▶ **WRITTEN EXERCISE**
Copy all lines below containing "components".

▶ **SUPPLIED DATA**
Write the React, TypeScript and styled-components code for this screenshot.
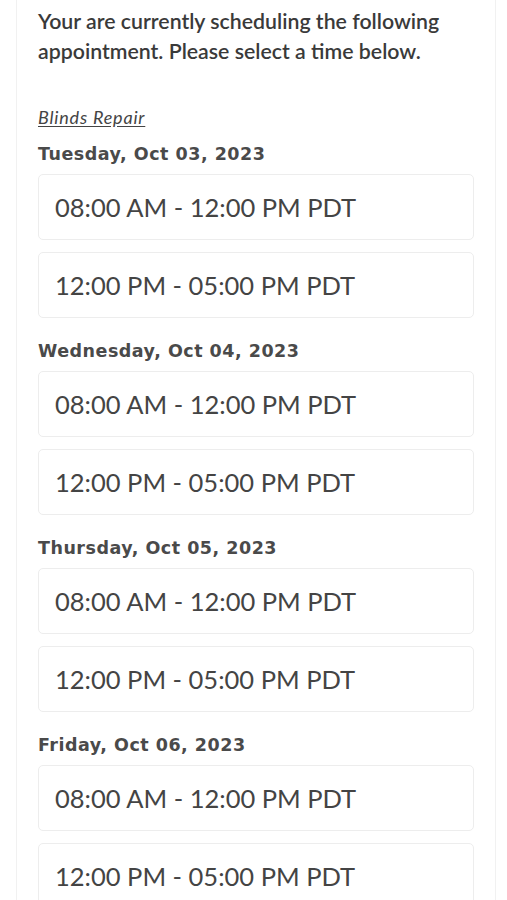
import styled, { createGlobalStyle } from 'styled-components'

const GlobalStyle = createGlobalStyle`
  html, body {
    margin: 0;
    padding: 0;
    background: #fff;
  }
  body {
    font-family: Lato, "Liberation Sans", sans-serif;
    color: #333;
  }
`

const Card = styled.div`
  margin: 0 11px 0 16px;
  border: 1px solid #f1f1f1;
  border-top: none;
  padding: 6px 21px 0 21px;
  min-height: 900px;
  box-sizing: border-box;
  overflow: hidden;
`

const Intro = styled.p`
  margin: 0;
  font-size: 21.3px;
  line-height: 30px;
  font-weight: 600;
  color: #3a3a3a;
`

const Service = styled.a`
  display: inline-block;
  margin-top: 40px;
  font-size: 18px;
  letter-spacing: 0.8px;
  font-style: italic;
  color: #444;
  text-decoration: underline;
  text-underline-offset: 2px;
`

const Day = styled.section`
  margin-top: 16px;

  & + & {
    margin-top: 23px;
  }
`

const DayTitle = styled.h3`
  margin: 0 0 10px;
  font-family: "DejaVu Sans", "Open Sans", sans-serif;
  font-size: 17.5px;
  line-height: 20px;
  letter-spacing: 0.5px;
  font-weight: 600;
  color: #4a4a4a;
`

const Slots = styled.div`
  display: flex;
  flex-direction: column;
  gap: 12px;
`

const Slot = styled.button`
  display: flex;
  align-items: center;
  height: 66px;
  padding: 0 16px;
  border: 1px solid #ededed;
  border-radius: 5px;
  background: #fff;
  font-family: Lato, "Liberation Sans", sans-serif;
  font-size: 25.5px;
  color: #444;
  text-align: left;
  cursor: pointer;
`

const days = [
  'Tuesday, Oct 03, 2023',
  'Wednesday, Oct 04, 2023',
  'Thursday, Oct 05, 2023',
  'Friday, Oct 06, 2023',
]

const times = ['08:00 AM - 12:00 PM PDT', '12:00 PM - 05:00 PM PDT']

export default function App() {
  return (
    <>
      <GlobalStyle />
      <Card>
        <Intro>
          Your are currently scheduling the following appointment. Please
          select a time below.
        </Intro>
        <Service>Blinds Repair</Service>
        {days.map((d) => (
          <Day key={d}>
            <DayTitle>{d}</DayTitle>
            <Slots>
              {times.map((t) => (
                <Slot key={t}>{t}</Slot>
              ))}
            </Slots>
          </Day>
        ))}
      </Card>
    </>
  )
}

▶ **RESULT OF THIS EXERCISE**
Write the React, TypeScript and styled-components code for this screenshot.
import styled, { createGlobalStyle } from 'styled-components'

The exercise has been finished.